Regulatory scrutiny is among the factors making a big acquisition by Procter & Gamble Co. appear less likely than some analysts expected a year ago, when company executives said they were open to acquisitions after a period of several divestitures. But speaking in February at the Consumer Analyst Group of New York meeting, P&G Chief Financial Officer Jon Moeller listed the regulatory environment among factors weighing against a big deal.

Jon Moeller
Jon Moeller

"We have to get regulatory approval," he said, "which is increasingly more difficult both as the size of our company grows and as regulatory regimes around the world are getting more difficult."

P&G rival Unilever has discovered that too, particularly in Europe. Per European Union directive, Unilever in March agreed to sell Colgate-Palmolive Co. its Sanex deodorant business there, the biggest piece of its 2009 acquisition of Sara Lee's global personal-care business.

Unilever in March also said it would divest the small bar-soap business owned by Alberto-Culver to clear the way for U.K. approval of its $3.7 billion acquisition of that company. But the deal still awaits U.S. approval, too, after a second request for information from the Justice Department last year.

When Unilever announced the pact in September, the company projected it would close by December, but it hasn't gotten regulatory approval in the U.S. yet.
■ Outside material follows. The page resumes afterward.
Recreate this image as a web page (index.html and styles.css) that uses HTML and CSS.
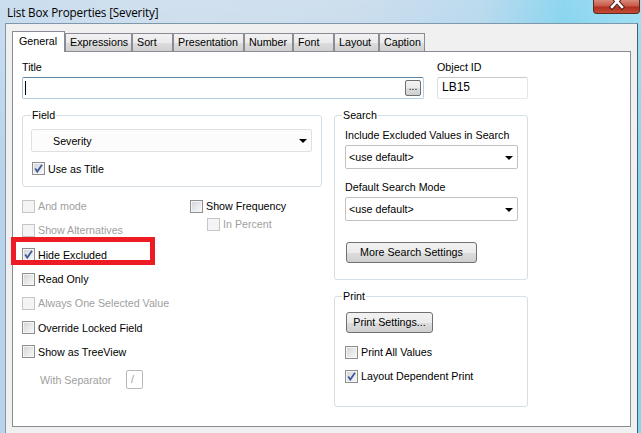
FILE: index.html
```html
<!DOCTYPE html>
<html>
<head>
<meta charset="utf-8">
<link rel="stylesheet" href="styles.css">
</head>
<body>
<div class="window">
  <div class="titlebar">
    <span class="wtitle">List Box Properties [Severity]</span>
    <div class="close"><svg width="16" height="11" viewBox="0 0 16 11"><path d="M3 -4 L13 7 M13 -4 L3 7" stroke="#4a1e16" stroke-width="4.5" stroke-linecap="square"/><path d="M3 -4 L13 7 M13 -4 L3 7" stroke="#ffffff" stroke-width="2.6" stroke-linecap="square"/></svg></div>
  </div>
  <div class="frame">
    <div class="tabs">
      <div class="tab active w-general">General</div>
      <div class="tab w-expr">Expressions</div>
      <div class="tab w-sort">Sort</div>
      <div class="tab w-pres">Presentation</div>
      <div class="tab w-num">Number</div>
      <div class="tab w-font">Font</div>
      <div class="tab w-layout">Layout</div>
      <div class="tab w-caption">Caption</div>
    </div>
    <div class="panel">
      <div class="toprow">
        <div class="titlecol">
          <div class="label">Title</div>
          <div class="input title-input"><span class="caret"></span><span class="dots">...</span></div>
        </div>
        <div class="idcol">
          <div class="label">Object ID</div>
          <div class="input id-input">LB15</div>
        </div>
      </div>
      <div class="main">
        <div class="leftcol">
          <fieldset class="group field-group">
            <legend>Field</legend>
            <div class="select field-select"><span class="sval">Severity</span><span class="arrow"></span></div>
            <div class="cb first"><span class="box checked"><svg width="11" height="11" viewBox="0 0 11 11"><path d="M2.2 5.6 L4.3 8.6 L9 1.8" fill="none" stroke="#3f5c99" stroke-width="1.8"/></svg></span>Use as Title</div>
          </fieldset>
          <div class="opts">
            <div class="optlist">
              <div class="cb row disabled"><span class="box"></span>And mode</div>
              <div class="cb row disabled"><span class="box"></span>Show Alternatives</div>
              <div class="cb row"><span class="box checked"><svg width="11" height="11" viewBox="0 0 11 11"><path d="M2.2 5.6 L4.3 8.6 L9 1.8" fill="none" stroke="#3f5c99" stroke-width="1.8"/></svg></span>Hide Excluded</div>
              <div class="cb row"><span class="box"></span>Read Only</div>
              <div class="cb row disabled"><span class="box"></span>Always One Selected Value</div>
              <div class="cb row"><span class="box"></span>Override Locked Field</div>
              <div class="cb row"><span class="box"></span>Show as TreeView</div>
              <div class="seprow"><span class="seplabel">With Separator</span><span class="sepinput">/</span></div>
            </div>
            <div class="freq">
              <div class="cb frow"><span class="box"></span>Show Frequency</div>
              <div class="cb frow disabled indent"><span class="box"></span>In Percent</div>
            </div>
          </div>
        </div>
        <div class="rightcol">
          <fieldset class="group search-group">
            <legend>Search</legend>
            <div class="label">Include Excluded Values in Search</div>
            <div class="select rsel"><span class="sval2">&lt;use default&gt;</span><span class="arrow"></span></div>
            <div class="label second">Default Search Mode</div>
            <div class="select rsel"><span class="sval2">&lt;use default&gt;</span><span class="arrow"></span></div>
            <div class="btn more">More Search Settings</div>
          </fieldset>
          <fieldset class="group print-group">
            <legend>Print</legend>
            <div class="btn printset">Print Settings...</div>
            <div class="cb prow first-p"><span class="box"></span>Print All Values</div>
            <div class="cb prow"><span class="box checked"><svg width="11" height="11" viewBox="0 0 11 11"><path d="M2.2 5.6 L4.3 8.6 L9 1.8" fill="none" stroke="#3f5c99" stroke-width="1.8"/></svg></span>Layout Dependent Print</div>
          </fieldset>
        </div>
      </div>
    </div>
  </div>
  <div class="highlight"></div>
</div>
</body>
</html>
```
FILE: styles.css
```css
html, body {
  margin: 0;
  padding: 0;
}
body {
  width: 641px;
  height: 433px;
  overflow: hidden;
  font-family: "Liberation Sans", Arial, sans-serif;
  font-size: 10.7px;
  color: #000;
}
.window {
  position: relative;
  width: 641px;
  height: 433px;
  background:
    linear-gradient(180deg, rgba(255,255,255,0.25) 0%, rgba(255,255,255,0) 40%),
    linear-gradient(90deg, #b9d3ea 0%, #c2d6e8 30%, #bdd4e8 55%, #a6cfe9 75%, #69c9ea 88%, #86d6f0 100%);
}
.titlebar {
  height: 23px;
  display: flex;
  align-items: flex-start;
}
.wtitle {
  font-family: "Open Sans", "Noto Sans", sans-serif;
  font-size: 11.7px;
  line-height: 16px;
  padding: 4px 0 0 7px;
  color: #000;
  letter-spacing: -0.15px;
}
.close {
  margin-left: auto;
  margin-right: 1px;
  width: 47px;
  height: 14px;
  box-sizing: border-box;
  border: 1px solid #5a2a22;
  border-top: none;
  border-radius: 0 0 4px 4px;
  background: linear-gradient(180deg, #d98a7c 0%, #c85a48 45%, #b0301f 55%, #c44c35 100%);
  display: flex;
  justify-content: center;
  align-items: flex-start;
}
.frame {
  margin-left: 5px;
  width: 633px;
  height: 410px;
  box-sizing: border-box;
  border: 1px solid #7e97ab;
  border-right-color: #4a5e6e;
  border-bottom: none;
  background: #f0f0f0;
  padding: 7px 0 0 6px;
}
.tabs {
  display: flex;
  align-items: flex-end;
  height: 20px;
  position: relative;
  z-index: 2;
}
.tab {
  height: 18px;
  box-sizing: border-box;
  border: 1px solid #898c95;
  border-bottom: none;
  background: linear-gradient(180deg, #f2f2f2 0%, #ebebeb 50%, #dddddd 51%, #cfcfcf 100%);
  line-height: 16px;
  padding-left: 4px;
  white-space: nowrap;
}
.tab.active {
  height: 21px;
  margin-bottom: -1px;
  background: #ffffff;
  padding-left: 6px;
  padding-top: 1px;
}
.w-general { width: 53px; }
.w-expr { width: 67px; }
.w-sort { width: 41px; }
.w-pres { width: 71px; }
.w-num { width: 49px; }
.w-font { width: 41px; }
.w-layout { width: 45px; }
.w-caption { width: 46px; }
.panel {
  width: 619px;
  height: 376px;
  box-sizing: border-box;
  border: 1px solid #898c95;
  background: #ffffff;
  padding: 8px 0 0 9px;
}
.toprow {
  display: flex;
}
.label {
  height: 17px;
  line-height: 14px;
  white-space: nowrap;
}
.titlecol {
  width: 402px;
}
.idcol {
  margin-left: 13px;
  width: 91px;
}
.input {
  height: 22px;
  box-sizing: border-box;
  border: 1px solid #abadb3;
  border-radius: 2px;
  background: #fff;
}
.title-input {
  border-color: #5d86a9 #b5cfe7 #b5cfe7 #a4c2dc;
  display: flex;
  align-items: center;
  padding: 0 2px 0 2px;
}
.caret {
  width: 1px;
  height: 14px;
  background: #000;
}
.dots {
  margin-left: auto;
  width: 16px;
  height: 16px;
  box-sizing: border-box;
  border: 1px solid #707070;
  border-radius: 2px;
  background: linear-gradient(180deg, #f2f2f2 0%, #ebebeb 50%, #dddddd 51%, #cfcfcf 100%);
  font-size: 10px;
  line-height: 11px;
  text-align: center;
}
.id-input {
  border-color: #c9ccd1 #e2e3ea #e3e9ef #dbdfe6;
  line-height: 18px;
  padding-left: 4px;
  font-size: 12px;
}
.main {
  display: flex;
  margin-top: 10px;
}
.leftcol {
  width: 300px;
}
.rightcol {
  margin-left: 12px;
  width: 194px;
}
fieldset.group {
  margin: 0;
  border: 1px solid #d5dfe5;
  border-radius: 3px;
  min-width: 0;
  box-sizing: border-box;
}
fieldset.group legend {
  padding: 0 1px;
  line-height: 13px;
  height: 13px;
}
.field-group {
  width: 300px;
  padding: 7px 9px 9px 8px;
}
.select {
  display: flex;
  align-items: center;
  box-sizing: border-box;
  border: 1px solid #d9d9d9;
  border-radius: 2px;
  background: #fff;
}
.field-select {
  height: 23px;
  border-color: #e0e0e0;
  background: #fcfcfc;
}
.sval {
  margin-left: 21px;
}
.sval2 {
  margin-left: 3px;
}
.arrow {
  margin-left: auto;
  margin-right: 4px;
  width: 0;
  height: 0;
  border-left: 4px solid transparent;
  border-right: 4px solid transparent;
  border-top: 4px solid #000;
  margin-top: 1px;
}
.cb {
  display: flex;
  align-items: center;
  white-space: nowrap;
}
.cb.first {
  margin-top: 8px;
  margin-left: 1px;
  height: 17px;
}
.box {
  width: 13px;
  height: 13px;
  flex: none;
  box-sizing: border-box;
  border: 1px solid #8e8f8f;
  background: linear-gradient(135deg, #cfd2d6 0%, #e8e9eb 55%, #fafafa 100%);
  box-shadow: inset 0 0 0 1px #f4f4f4;
  margin-right: 3px;
  display: flex;
  align-items: center;
  justify-content: center;
}
.box svg {
  display: block;
}
.disabled {
  color: #a0a0a0;
}
.disabled .box {
  border-color: #c6c6c6;
  background: #f4f4f4;
  box-shadow: none;
}
.opts {
  display: flex;
  margin-top: 7px;
}
.optlist {
  width: 168px;
}
.row {
  height: 24.3px;
}
.seprow {
  margin-top: 6px;
  height: 19px;
  display: flex;
  align-items: center;
  color: #a0a0a0;
  padding-left: 18px;
}
.seplabel {
  width: 86px;
}
.sepinput {
  width: 17px;
  height: 19px;
  box-sizing: border-box;
  border: 1px solid #b9b9b9;
  border-radius: 2px;
  line-height: 17px;
  padding-left: 4px;
}
.freq {
  padding-top: 3px;
}
.frow {
  height: 18px;
}
.indent {
  margin-left: 17px;
}
.search-group {
  width: 194px;
  padding: 6px 9px 16px 10px;
}
.search-group legend,
.print-group legend {
  margin-left: -3px;
}
.rsel {
  height: 24px;
  width: 173px;
  border-color: #c2c2c2;
}
.label.second {
  margin-top: 11px;
}
.btn {
  height: 21px;
  box-sizing: border-box;
  border: 1px solid #707070;
  border-radius: 3px;
  background: linear-gradient(180deg, #f2f2f2 0%, #ebebeb 50%, #dddddd 51%, #cfcfcf 100%);
  text-align: center;
  line-height: 19px;
  margin-left: 1px;
  white-space: nowrap;
}
.more {
  width: 131px;
  margin-top: 21px;
}
fieldset.print-group {
  width: 194px;
  margin-top: 10px;
  padding: 9px 9px 18px 10px;
}
.printset {
  width: 87px;
}
.prow {
  height: 24px;
}
.first-p {
  margin-top: 7px;
}
.highlight {
  position: absolute;
  left: 11px;
  top: 237px;
  width: 144px;
  height: 28px;
  box-sizing: border-box;
  border: 5px solid #ed1c24;
}
```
A spokesman declined to comment on the issue.

"It's a Catch-22," said Sanford C. Bernstein analyst Ali Dibadj. "The bigger companies need more growth, but they're more limited in what they can buy to get that growth because of their size."

Tougher regulatory scrutiny raises the risk companies will do deals to enter markets where they don't have much expertise, he said.

Europe, which also has wide-ranging probes of CPG players over alleged anti-competitive activities dating to last decade, has been particularly hard on deals of late, surprising analysts with the demand Unilever divest Sanex.

But new guidelines issued in August by the Federal Trade Commission and Justice Department for evaluating mergers also make the approval process less predictable, said Stephen Mahinka, an antitrust lawyer with Morgan Lewis in Washington.

He said he couldn't comment specifically on Unilever, a client of the firm. But market-share concentration in general is now far less crucial in determining whether U.S. regulators oppose deals, Mr. Mahinka said. That's a substantial departure, he said, "from the set way mergers have been reviewed with relatively minor revisions since 1982."

Per EU directive, hair-brand king Unilever sold Sanex deodorant to Colgate in Europe.
Per EU directive, hair-brand king Unilever sold Sanex deodorant to Colgate in Europe.

More important now are projected competitive effects on pricing, he said, including how individual brands and their positioning figure in a category.

That change in regulators' thinking could have a bearing on Unilever's acquisition of Alberto-Culver, according to people familiar with the matter.

Combined, the two only have about a 24% share of the U.S. shampoo market, compared with 36% for P&G, according to SymphonyIRI data from Deutsche Bank. P&G's leading share comes in part from its 2001 acquisition of Clairol shampoo brands, approved by the Justice Department without any demand for divestitures, so Unilever's acquisition of Alberto-Culver seemed unlikely to provoke much scrutiny.

But Unilever and Alberto's combined share, while smaller, includes by far the biggest brands in the value-priced tiers of hair care -- Suave and Tresemme -- which some believe could lessen promotion and price competition at the lower end of the market. Alberto also owns a smaller value brand, namesake Alberto VO5.

A new U.S. regulatory focus on marketing dynamics over market share in approving mergers could also affect other categories, such as AT&T's proposed acquisition of T-Mobile.

Still, deals have been getting done among smaller players. Coty, uninhibited by regulators, snatched up a series of beauty businesses in the U.S. and Europe last year, including skin-care brand Philosophy and nail-polish brand OPI. But Coty also remains far from a dominant player in those highly fragmented categories.